Somewhere in there my calf healed up well enough to go back to a normal two pedal bike.  I also got smart and made myself a pannier bag/pack.

There were two advantages to the Snickers Brown paint job....
An uglier bike is less of a thief magnet.
The bike looked best covered in mud.

Cold hands on a wet road/dirt road ride?  No problem.... just find some scrap plastic on the side of the road.

And then, soon after making a new frame bag for the Fisticuff, I noticed the fatigue crack.... oh no!

Vassago customer service (the new owner himself) responded within hours to my customer service request and set me up with a new frame at a nice discount via the crash replacement policy.

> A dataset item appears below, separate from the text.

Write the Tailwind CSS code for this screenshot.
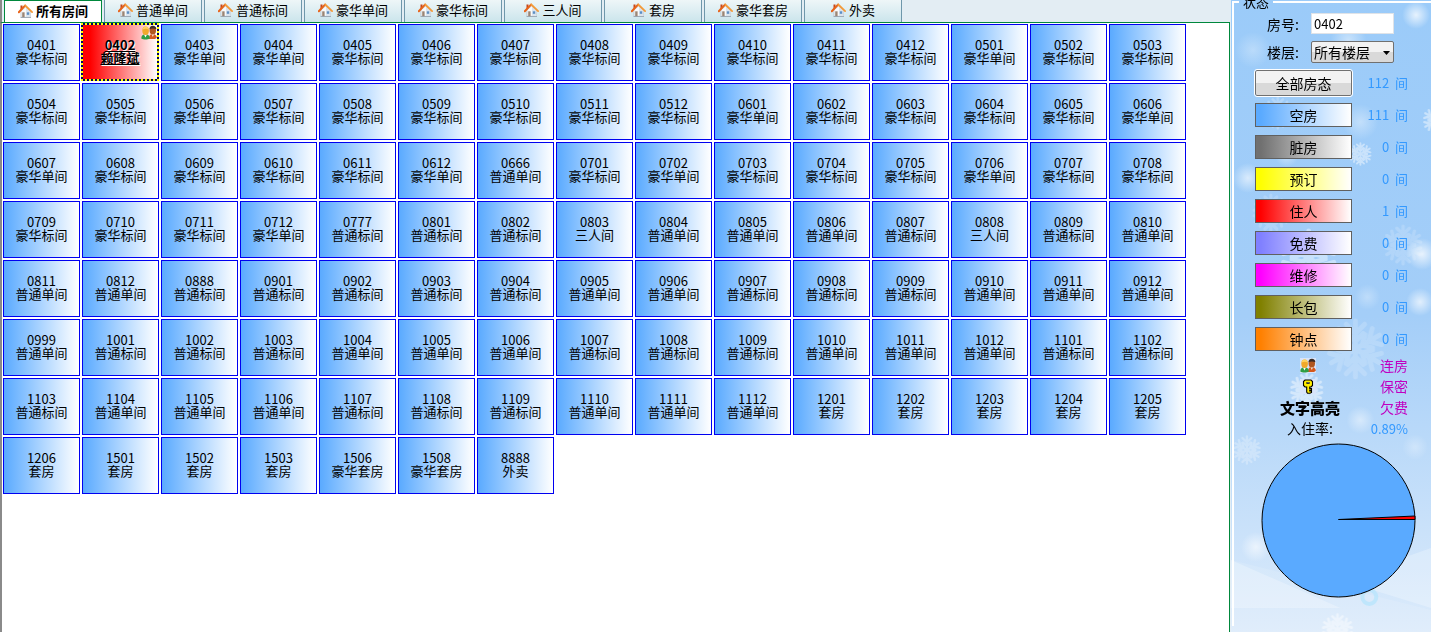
<!DOCTYPE html>
<html lang="zh-CN">
<head>
<meta charset="utf-8">
<meta name="viewport" content="width=device-width, initial-scale=1">
<title>房态</title>
<script src="https://cdn.jsdelivr.net/npm/@tailwindcss/browser@4"></script>
</head>
<body class="flex min-h-screen bg-[#e3edf3] text-[13px] text-black font-['Noto_Sans_CJK_SC',sans-serif]">

<svg class="hidden" aria-hidden="true">
  <symbol id="house" viewBox="0 0 15 14">
    <path d="M3 7 7.500 3 12.500 7v6.300H3z" fill="#f9fafb" stroke="#a9b3be" stroke-width=".6"/>
    <path d="M8 13.300V3.500L12.500 7v6.300z" fill="#dbe4ed"/>
    <path d="M2.500 1.500h2V5l-2 2z" fill="#c4471c"/>
    <path d="M.8 8.200 7 1.600" fill="none" stroke="#e8641a" stroke-width="2" stroke-linecap="round"/>
    <path d="m7.200 1.500 6.900 6.600" fill="none" stroke="#f39a3a" stroke-width="1.800" stroke-linecap="round"/>
    <path d="M4.200 8.300h2.400v5H4.200z" fill="#9b8675"/>
    <path d="M8.800 8.300h2.400v2.500H8.800z" fill="#5d8fc4"/>
    <path d="M2.500 13.500h10.500" stroke="#8d99a6" stroke-width=".7"/>
  </symbol>
  <symbol id="people" viewBox="0 0 16 15">
    <path d="M8 14c0-3.500 1-5 3.500-5s4.300 1.500 4.300 3.800L14 14z" fill="#d4581c"/>
    <path d="m10.500 9 1.300 3 1.400-3z" fill="#f6e9dc"/>
    <ellipse cx="11.800" cy="5.500" rx="3.200" ry="4" fill="#b0561f"/>
    <path d="M8.400 4.300C8.600 1.800 10 .7 11.900.7s3.500 1.300 3.500 3.600c-2-1-5-1-7 0z" fill="#3b2b24"/>
    <path d="M.3 13.500C.3 10.500 2 9.300 4.500 9.300s4.300 1.400 4.300 4.200c-2 1.400-6.500 1.400-8.500 0z" fill="#2f9e44"/>
    <path d="m3 9.500 1.500 3 1.500-3z" fill="#fff"/>
    <ellipse cx="4.600" cy="5.800" rx="3.300" ry="4.200" fill="#f0a92c"/>
    <path d="M1.600 4.500C2 2.500 3 1.600 4.700 1.600s2.700 1 3 2.900c-2-.9-4-.9-6.100 0z" fill="#ffd25e"/>
  </symbol>
  <symbol id="key" viewBox="0 0 12 15">
    <path d="M3 1h6l1.500 1.500v4L9 8H7.700v1.500h1.800V11H7.700v1h1.800v1.500L8 14.300H5.500L4.700 13V8H3L1.500 6.500v-4z" fill="#ffee00" stroke="#000" stroke-width="1.100"/>
    <path d="M4.500 3h3v2h-3z" fill="#000"/><path d="M5.300 3.500h1.500v.8H5.300z" fill="#fff"/>
  </symbol>
  <symbol id="flake" viewBox="-10 -10 20 20">
    <g fill="none" stroke="#fff" stroke-width="1.600" stroke-linecap="round">
      <path id="arm" d="M0 0V-9M0-5l-3-3M0-5l3-3M0-2.500-2.500-5M0-2.500 2.500-5"/>
      <use href="#arm" transform="rotate(60)"/><use href="#arm" transform="rotate(120)"/><use href="#arm" transform="rotate(180)"/><use href="#arm" transform="rotate(240)"/><use href="#arm" transform="rotate(300)"/>
    </g>
  </symbol>
</svg>

<main class="flex min-w-0 flex-1 flex-col">
  <nav id="tabs" class="flex h-[22px] gap-0.5 border-l-2 border-[#8a8a8a] pl-0.5" aria-label="房型"></nav>
  <section class="flex-1 border-t border-r border-l-2 border-t-[#00883c] border-r-[#00883c] border-l-[#8a8a8a] bg-white p-px">
    <div id="rooms" class="flex flex-wrap gap-0.5"></div>
  </section>
</main>

<aside class="relative w-[201px] shrink-0 overflow-hidden border-l border-[#e3edf3] bg-linear-to-b/srgb from-[#9bcbf9] via-[#a4cef8] to-[#dcebfb] pl-px text-sm">
  <svg class="absolute inset-0 size-full" viewBox="0 0 201 632" preserveAspectRatio="none" aria-hidden="true">
    <defs>
      <radialGradient id="glow"><stop offset="0" stop-color="#fff" stop-opacity=".75"/><stop offset="1" stop-color="#fff" stop-opacity="0"/></radialGradient>
    </defs>
    <path d="M0 560 201 610v22H0z" fill="#fff" opacity=".12"/>
    <path d="M0 560 110 608H0zM201 548 110 580l91 28z" fill="#fff" opacity=".25"/>
    <g fill="url(#glow)">
      <circle cx="186" cy="15" r="14"/><circle cx="22" cy="50" r="18" opacity=".4"/><circle cx="118" cy="40" r="18" opacity=".6"/>
      <circle cx="130" cy="122" r="18" opacity=".5"/><circle cx="17" cy="178" r="15" opacity=".8"/><circle cx="56" cy="155" r="12" opacity=".6"/>
      <circle cx="192" cy="254" r="16"/><circle cx="190" cy="302" r="14" opacity=".9"/><circle cx="137" cy="297" r="13" opacity=".4"/>
      <circle cx="25" cy="547" r="15" opacity=".8"/><circle cx="185" cy="447" r="13" opacity=".4"/><circle cx="130" cy="420" r="14" opacity=".6"/>
    </g>
    <g opacity=".45">
      <use href="#flake" x="118" y="142" width="24" height="24"/><use href="#flake" x="20" y="188" width="40" height="50" opacity=".4"/>
      <use href="#flake" x="48" y="228" width="60" height="60" opacity=".9"/><use href="#flake" x="94" y="318" width="62" height="62" opacity=".4"/>
      <use href="#flake" x="58" y="372" width="36" height="36"/><use href="#flake" x="1" y="432" width="30" height="36" opacity=".6"/>
      <use href="#flake" x="30" y="96" width="34" height="34" opacity=".5"/><use href="#flake" x="192" y="104" width="30" height="32"/>
      <use href="#flake" x="90" y="613" width="34" height="34"/><use href="#flake" x="152" y="220" width="42" height="50" opacity=".4"/>
    </g>
    <circle cx="139" cy="597" r="7" fill="none" stroke="#b4e4fc" stroke-width="4" opacity=".7"/>
  </svg>

  <fieldset class="relative -mt-[6px] h-full border-t-2 border-l-2 border-white pl-[21px]">
    <legend class="-ml-4 px-1 text-[13px] leading-4">状态</legend>
    <div class="grid grid-cols-[34px_83px] items-center gap-x-[10px] gap-y-[7px] pt-[3px] pl-3">
      <label for="room" class="whitespace-nowrap">房号:</label>
      <input id="room" value="0402" class="h-[21px] w-full border border-[#dfe3e8] bg-white px-0.5 text-[13px] outline-none">
      <label for="floor" class="whitespace-nowrap">楼层:</label>
      <div class="relative">
        <select id="floor" class="h-[22px] w-full appearance-none rounded-xs border border-[#707070] bg-linear-to-b/srgb from-[#f2f2f2] from-50% to-[#d9d9d9] to-50% pl-[2px] text-sm leading-5"><option>所有楼层</option></select>
        <svg class="pointer-events-none absolute top-[10px] right-1 h-1 w-[7px]" viewBox="0 0 7 4"><path d="M0 0h7L3.500 4z"/></svg>
      </div>
    </div>

    <div id="states" class="mt-1 flex flex-col"></div>

    <dl class="grid grid-cols-[98px_55px] items-center leading-[21px] text-[#c000c0]">
      <dt class="flex justify-center pl-2"><svg class="h-[15px] w-4 bg-[#d8e4fa]"><use href="#people"/></svg></dt><dd class="text-right">连房</dd>
      <dt class="flex justify-center pl-2"><svg class="h-[15px] w-4 bg-[#d8e4fa] pl-0.5"><use href="#key" width="12" height="15"/></svg></dt><dd class="text-right">保密</dd>
      <dt class="pl-3 text-center text-[15px] font-black text-black">文字高亮</dt><dd class="text-right">欠费</dd>
      <dt class="pl-3 text-center text-black">入住率:</dt><dd class="text-right text-[13px] text-[#3399ff]">0.89%</dd>
    </dl>
    <svg class="mt-1 ml-1.5 size-[155px]" viewBox="0 0 155 155" role="img" aria-label="入住率 0.89%">
      <circle cx="77.500" cy="77.500" r="76.500" fill="#5aaaff" stroke="#000"/>
      <path d="M77.500 76.500 154 73v3.500z" fill="#f00" stroke="#000"/>
    </svg>
  </fieldset>
</aside>

<script>
const house = '<svg class="h-3.5 w-[15px] shrink-0"><use href="#house"/></svg>';
document.getElementById('tabs').innerHTML = ['所有房间','普通单间','普通标间','豪华单间','豪华标间','三人间','套房','豪华套房','外卖'].map((t, i) => i === 0
  ? `<button class="-mb-px flex w-[98px] items-center justify-center gap-[3px] border-x border-t border-[#00883c] bg-white pb-0.5 text-[13px] font-bold">${house}${t}</button>`
  : `<button class="flex w-[98px] items-center justify-center gap-[3px] border-x border-[#6f97ab] bg-linear-to-b/srgb from-[#eef6f8] to-[#cbe5ec] pb-0.5 text-[13px]">${house}${t}</button>`).join('');

const types = {a:'豪华标间', b:'豪华单间', c:'普通标间', d:'普通单间', e:'三人间', f:'套房', g:'豪华套房', h:'外卖'};
const data = `0401a 0402x 0403b 0404b 0405a 0406a 0407a 0408a 0409a 0410a 0411a 0412a 0501b 0502a 0503a
0504a 0505a 0506b 0507a 0508a 0509a 0510a 0511a 0512a 0601b 0602a 0603a 0604a 0605a 0606b
0607b 0608a 0609a 0610a 0611a 0612b 0666d 0701a 0702b 0703a 0704a 0705a 0706b 0707a 0708a
0709a 0710a 0711a 0712b 0777c 0801c 0802c 0803e 0804d 0805d 0806d 0807c 0808e 0809c 0810d
0811d 0812d 0888c 0901c 0902c 0903c 0904c 0905d 0906d 0907c 0908c 0909c 0910d 0911d 0912d
0999d 1001c 1002c 1003c 1004d 1005d 1006d 1007c 1008c 1009c 1010d 1011d 1012d 1101c 1102c
1103c 1104d 1105d 1106d 1107c 1108c 1109c 1110d 1111d 1112d 1201f 1202f 1203f 1204f 1205f
1206f 1501f 1502f 1503f 1506g 1508g 8888h`;
document.getElementById('rooms').innerHTML = data.split(/\s+/).map(r => {
  const n = r.slice(0, 4), t = types[r[4]];
  return t
    ? `<button class="h-[57px] w-[77px] border border-[#0000f0] bg-linear-to-r/srgb from-[#5aaaff] to-white pb-[3px] text-[13px] leading-[13px]">${n}<br>${t}</button>`
    : `<button class="relative -mt-px -ml-px h-[58px] w-[78px] border-2 border-dotted border-[#ffff00] bg-[#000060]"><span class="flex size-full flex-col items-center justify-center bg-linear-to-r/srgb from-[#ff0000] from-10% to-white pb-0.5 text-[13px] leading-[13px] font-bold underline text-shadow-[1px_1px_0_#fff]"><span>${n}</span><span>赖隆斌</span></span><svg class="absolute top-0 right-0 h-[15px] w-4"><use href="#people"/></svg></button>`;
}).join('');

const states = [
  ['空房','111','from-[#5aaaff]'],['脏房','0','from-[#707070]'],['预订','0','from-[#ffff00]'],['住人','1','from-[#ff0000]'],
  ['免费','0','from-[#8080ff]'],['维修','0','from-[#ff00ff]'],['长包','0','from-[#808000]'],['钟点','0','from-[#ff8000]']];
const count = n => `<span class="flex-1 text-right text-[13px] text-[#3399ff]">${n}&nbsp; 间</span>`;
document.getElementById('states').innerHTML =
  `<div class="flex h-8 w-[153px] items-center"><button class="h-[26px] w-[97px] rounded-xs border border-[#707070] bg-linear-to-b/srgb from-[#f2f2f2] from-50% to-[#d9d9d9] to-50% outline outline-white">全部房态</button>${count(112)}</div>` +
  states.map(([n, c, g]) => `<div class="flex h-8 w-[153px] items-center"><button class="h-6 w-[97px] border border-[#606060] bg-linear-to-r/srgb ${g} from-5% to-white leading-5">${n}</button>${count(c)}</div>`).join('');
</script>
</body>
</html>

The new frame fixed everything I didn't like about the first version.  The color options (graphite or white) are much better than Snickers Brown without being too flashy.  The rear dropouts were much improved by including built in chain tensioners and an adjustable disc brake mount for the singlespeed crew.  The head tube is taller and the top tube and down tube are spread apart more for better aesthetics and reduced fatigue stress in the junction.
The parts swapped over seamlessly from the old bike and the bike rides really nicely.
As a nice bonus, the frame bag also swapped over nicely.  Not a perfect fit, but good enough to not make another one.

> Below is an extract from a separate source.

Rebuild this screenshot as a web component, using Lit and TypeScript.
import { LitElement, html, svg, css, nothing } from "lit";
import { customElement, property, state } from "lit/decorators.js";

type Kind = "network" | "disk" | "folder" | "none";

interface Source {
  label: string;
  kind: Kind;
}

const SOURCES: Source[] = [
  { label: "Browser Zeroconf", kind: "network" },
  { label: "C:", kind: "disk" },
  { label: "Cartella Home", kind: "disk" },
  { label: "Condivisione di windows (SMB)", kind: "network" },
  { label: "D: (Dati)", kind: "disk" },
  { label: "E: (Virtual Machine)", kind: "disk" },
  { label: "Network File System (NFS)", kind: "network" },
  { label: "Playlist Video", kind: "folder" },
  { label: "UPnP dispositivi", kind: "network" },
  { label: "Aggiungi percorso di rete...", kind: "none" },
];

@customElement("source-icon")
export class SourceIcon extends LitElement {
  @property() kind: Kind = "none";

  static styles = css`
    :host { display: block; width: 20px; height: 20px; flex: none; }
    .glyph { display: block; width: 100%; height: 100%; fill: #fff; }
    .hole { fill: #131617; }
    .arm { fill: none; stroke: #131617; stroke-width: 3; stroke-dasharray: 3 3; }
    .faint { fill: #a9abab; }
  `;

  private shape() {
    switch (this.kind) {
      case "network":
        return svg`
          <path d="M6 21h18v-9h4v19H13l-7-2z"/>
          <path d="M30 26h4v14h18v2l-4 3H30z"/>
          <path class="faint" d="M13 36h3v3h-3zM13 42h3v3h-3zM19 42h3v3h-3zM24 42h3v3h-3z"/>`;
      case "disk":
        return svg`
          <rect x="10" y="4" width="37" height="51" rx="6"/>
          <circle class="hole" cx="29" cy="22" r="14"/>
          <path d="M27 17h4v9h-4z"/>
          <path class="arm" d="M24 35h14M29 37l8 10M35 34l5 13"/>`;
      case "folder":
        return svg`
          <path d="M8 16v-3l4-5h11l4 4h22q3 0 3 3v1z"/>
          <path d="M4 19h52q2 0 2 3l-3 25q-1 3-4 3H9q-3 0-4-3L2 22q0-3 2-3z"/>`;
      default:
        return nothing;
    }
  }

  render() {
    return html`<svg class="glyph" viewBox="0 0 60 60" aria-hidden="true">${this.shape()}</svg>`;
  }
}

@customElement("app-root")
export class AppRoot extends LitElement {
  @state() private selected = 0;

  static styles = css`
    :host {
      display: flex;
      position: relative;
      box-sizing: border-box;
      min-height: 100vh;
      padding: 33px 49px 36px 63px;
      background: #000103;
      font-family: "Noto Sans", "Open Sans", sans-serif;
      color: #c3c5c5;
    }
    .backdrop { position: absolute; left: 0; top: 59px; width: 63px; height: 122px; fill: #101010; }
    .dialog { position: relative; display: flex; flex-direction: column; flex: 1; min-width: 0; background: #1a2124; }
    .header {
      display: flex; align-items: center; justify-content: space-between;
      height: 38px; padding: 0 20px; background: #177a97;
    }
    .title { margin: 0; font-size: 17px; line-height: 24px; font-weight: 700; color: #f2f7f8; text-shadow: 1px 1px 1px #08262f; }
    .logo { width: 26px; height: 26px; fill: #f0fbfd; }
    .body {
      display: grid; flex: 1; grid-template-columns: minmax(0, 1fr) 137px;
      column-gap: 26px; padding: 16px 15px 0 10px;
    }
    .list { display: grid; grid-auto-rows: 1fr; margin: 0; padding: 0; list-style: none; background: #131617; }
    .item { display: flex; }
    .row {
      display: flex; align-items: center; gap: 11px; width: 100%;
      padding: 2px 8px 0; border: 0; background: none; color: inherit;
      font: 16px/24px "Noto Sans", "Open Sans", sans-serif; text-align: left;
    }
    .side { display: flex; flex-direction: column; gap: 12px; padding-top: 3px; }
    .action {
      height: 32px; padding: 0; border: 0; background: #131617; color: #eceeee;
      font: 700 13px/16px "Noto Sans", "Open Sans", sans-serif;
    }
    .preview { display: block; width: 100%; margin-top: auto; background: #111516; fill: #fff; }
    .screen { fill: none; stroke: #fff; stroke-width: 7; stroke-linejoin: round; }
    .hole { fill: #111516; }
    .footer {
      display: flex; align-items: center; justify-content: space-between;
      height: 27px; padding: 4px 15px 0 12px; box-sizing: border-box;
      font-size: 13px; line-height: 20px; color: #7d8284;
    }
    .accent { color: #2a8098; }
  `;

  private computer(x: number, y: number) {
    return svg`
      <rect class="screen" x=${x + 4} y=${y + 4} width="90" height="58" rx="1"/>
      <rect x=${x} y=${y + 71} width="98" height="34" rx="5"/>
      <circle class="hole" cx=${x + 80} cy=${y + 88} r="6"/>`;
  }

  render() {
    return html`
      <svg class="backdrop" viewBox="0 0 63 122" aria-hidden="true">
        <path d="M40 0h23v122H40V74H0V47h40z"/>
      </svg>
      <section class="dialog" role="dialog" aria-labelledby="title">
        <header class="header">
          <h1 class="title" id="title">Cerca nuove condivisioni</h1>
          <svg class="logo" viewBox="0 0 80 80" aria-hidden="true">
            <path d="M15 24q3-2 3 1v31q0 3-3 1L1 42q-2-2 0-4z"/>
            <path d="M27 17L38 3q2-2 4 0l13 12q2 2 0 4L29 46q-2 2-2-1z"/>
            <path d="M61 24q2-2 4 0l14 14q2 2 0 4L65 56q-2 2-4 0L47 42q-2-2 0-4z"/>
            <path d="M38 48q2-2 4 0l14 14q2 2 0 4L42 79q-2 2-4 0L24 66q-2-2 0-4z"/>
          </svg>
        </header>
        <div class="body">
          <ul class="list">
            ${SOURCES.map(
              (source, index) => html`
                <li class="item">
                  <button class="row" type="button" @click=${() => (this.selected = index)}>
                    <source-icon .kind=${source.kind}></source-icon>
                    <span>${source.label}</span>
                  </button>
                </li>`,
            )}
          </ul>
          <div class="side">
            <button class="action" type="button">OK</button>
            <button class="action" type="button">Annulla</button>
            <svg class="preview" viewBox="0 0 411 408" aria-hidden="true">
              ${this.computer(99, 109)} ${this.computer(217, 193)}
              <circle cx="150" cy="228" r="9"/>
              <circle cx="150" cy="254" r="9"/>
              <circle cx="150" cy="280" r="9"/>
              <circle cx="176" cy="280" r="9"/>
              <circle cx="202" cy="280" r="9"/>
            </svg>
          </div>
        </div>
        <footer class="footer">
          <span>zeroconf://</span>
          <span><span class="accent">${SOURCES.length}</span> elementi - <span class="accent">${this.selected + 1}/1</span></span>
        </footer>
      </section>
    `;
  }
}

So there you have it.  The first edition Fisticuff did everything you could ask for from a multipurpose adventure/commuting bike (unfortunately most of the miles are commuting).  The bike worked great and without the fatigue crack I would have kept on riding it indefinitely.  The second iteration of the Fisticuff fixed all the problems I had with the first version.  Anyone who wants a steel do everything adventure/commuter/cyclocross/road/dirt road  bike and wants the flexibility to run ANY type of drivetrain or brakes should take a serious look at the new, improved Fisticuff.  This combination of options is not found on any other cyclocross style frame to my knowledge.

Yesterday I rode the new Fisticuff 14 miles (each way) to go on a 12 mile trail run in the snow.